Noble words, but vain hope! First of all, it is not correct to say that Vjera Sassulitch had been judged by a jury under a political charge. For political crimes, or accusations, no jury has ever existed under Alexander II. Vjera Sassulitch was charged with what Government chose to consider a common crime; hence only she was brought before a jury. For political offenders, or what Government chooses to regard as political offenders, packed tribunals have always been assigned. Happily, Government overreached itself in the case of Vjera Sassulitch, feeling too secure in the loyalty of its own Aulic Councillors.
Secondly, no sooner had the trial resulted in a verdict of "not guilty," than Count Pahlen, the Minister of Justice, who thought the jury were, of course, quite a safe one, was dismissed.

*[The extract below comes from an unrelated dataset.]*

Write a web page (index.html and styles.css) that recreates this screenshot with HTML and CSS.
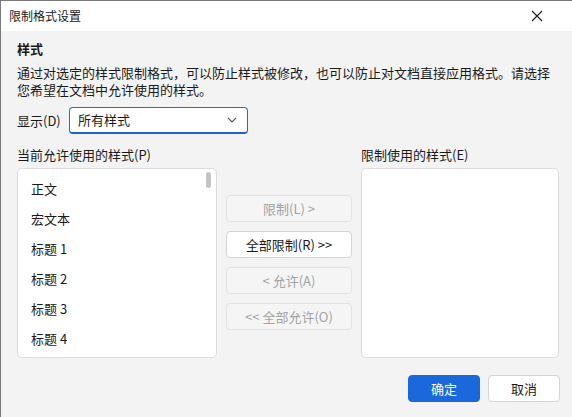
FILE: index.html
```html
<!DOCTYPE html>
<html lang="zh-CN">
<head>
    <meta charset="UTF-8">
    <meta name="viewport" content="width=device-width, initial-scale=1.0">
    <title>限制格式设置</title>
    <link rel="stylesheet" href="styles.css">
</head>
<body>
    <div class="dialog">
        <div class="titlebar">
            <span class="title">限制格式设置</span>
            <button class="close" aria-label="关闭">
                <svg width="12" height="12" viewBox="0 0 12 12"><path d="M1 1 L11 11 M11 1 L1 11" stroke="#1a1a1a" stroke-width="1.1" fill="none"/></svg>
            </button>
        </div>

        <div class="content">
            <div class="heading">样式</div>
            <p class="desc">通过对选定的样式限制格式，可以防止样式被修改，也可以防止对文档直接应用格式。请选择您希望在文档中允许使用的样式。</p>

            <div class="show-row">
                <span class="show-label">显示(D)</span>
                <div class="select">
                    <span>所有样式</span>
                    <svg width="10" height="6" viewBox="0 0 10 6"><path d="M1 1 L5 5 L9 1" stroke="#555" stroke-width="1.1" fill="none"/></svg>
                </div>
            </div>

            <div class="lists">
                <div class="list-label">当前允许使用的样式(P)</div>
                <div></div>
                <div class="list-label">限制使用的样式(E)</div>

                <div class="listbox">
                    <div class="scroll-thumb"></div>
                    <div class="item">正文</div>
                    <div class="item">宏文本</div>
                    <div class="item">标题 1</div>
                    <div class="item">标题 2</div>
                    <div class="item">标题 3</div>
                    <div class="item">标题 4</div>
                </div>

                <div class="actions">
                    <button class="btn" disabled>限制(L) &gt;</button>
                    <button class="btn">全部限制(R) &gt;&gt;</button>
                    <button class="btn" disabled>&lt; 允许(A)</button>
                    <button class="btn" disabled>&lt;&lt; 全部允许(O)</button>
                </div>

                <div class="listbox"></div>
            </div>

            <div class="footer">
                <button class="btn primary">确定</button>
                <button class="btn">取消</button>
            </div>
        </div>
    </div>
</body>
</html>
```

FILE: styles.css
```css
body {
    margin: 0;
    font-family: "Noto Sans CJK SC", "Noto Sans", sans-serif;
    font-size: 13px;
    color: #1a1a1a;
    background-color: #f3f3f3;
}
.dialog {
    width: 571px;
    height: 416px;
    border-top: 1px solid #7a7a7a;
    border-left: 1px solid #7a7a7a;
    background-color: #f3f3f3;
    overflow: hidden;
}
.titlebar {
    height: 30px;
    background-color: #fff;
    display: flex;
    align-items: center;
    justify-content: space-between;
    padding-left: 8px;
}
.title {
    font-size: 12px;
    line-height: 16px;
}
.close {
    width: 46px;
    height: 30px;
    border: none;
    background: none;
    display: flex;
    align-items: center;
    justify-content: center;
    padding: 0;
    margin-right: 12px;
}
.content {
    padding: 9px 12px 0 16px;
}
.heading {
    font-weight: bold;
    line-height: 18px;
}
.desc {
    margin: 6px 0 0;
    line-height: 17px;
}
.show-row {
    display: flex;
    align-items: center;
    margin-top: 9px;
}
.show-label {
    width: 52px;
}
.select {
    width: 159px;
    height: 24px;
    border: 1px solid #2a68d4;
    border-bottom: 2px solid #1f5fd0;
    border-radius: 4px;
    background-color: #fff;
    display: flex;
    align-items: center;
    justify-content: space-between;
    padding: 0 10px 0 8px;
    line-height: 18px;
}
.lists {
    display: grid;
    grid-template-columns: 200px 126px 198px;
    column-gap: 9px;
    margin-top: 12px;
}
.list-label {
    line-height: 18px;
    margin-bottom: 4px;
}
.listbox {
    position: relative;
    height: 183px;
    background-color: #fff;
    border: 1px solid #dcdcdc;
    border-radius: 5px;
    padding-top: 5px;
}
.item {
    height: 30px;
    line-height: 30px;
    padding-left: 13px;
}
.scroll-thumb {
    position: absolute;
    top: 3px;
    right: 5px;
    width: 5px;
    height: 16px;
    border-radius: 3px;
    background-color: #c4c4c4;
}
.actions {
    display: flex;
    flex-direction: column;
    gap: 9px;
    padding-top: 27px;
}
.btn {
    height: 27px;
    font-family: inherit;
    font-size: 13px;
    color: #1a1a1a;
    background-color: #fff;
    border: 1px solid #d4d4d4;
    border-radius: 4px;
    padding: 0;
}
.btn:disabled {
    background-color: #f5f5f5;
    border-color: #e2e2e2;
    color: #a2a2a2;
}
.footer {
    display: flex;
    justify-content: flex-end;
    gap: 8px;
    margin-top: 17px;
}
.footer .btn {
    width: 72px;
}
.primary {
    background-color: #1b68dd;
    border-color: #1b68dd;
    color: #fff;
}
```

Thirdly, an ukase went forth, withdrawing from the cognizance of juries even cases of "common crime," when such crime was directed against one of the Czar's officials. Fourthly, fresh regulations were framed for a change of the jury system, as well as for the discipline of lawyers acting for the defence. Fifthly, in the teeth of the verdict given in favour of Vjera Sassulitch, a fresh trial was ordered, to be held in a country town, at Novgorod, as soon as she could be recaptured. Finally, Alexander the Liberal, seeing that all ordinary procedures were of no avail, instituted a state of siege and drum-head law for political offenders over a large portion of his Empire.
These are the desperate doings of a despotism maddened by an ever-active host of enemies. It is usually the beginning of the end.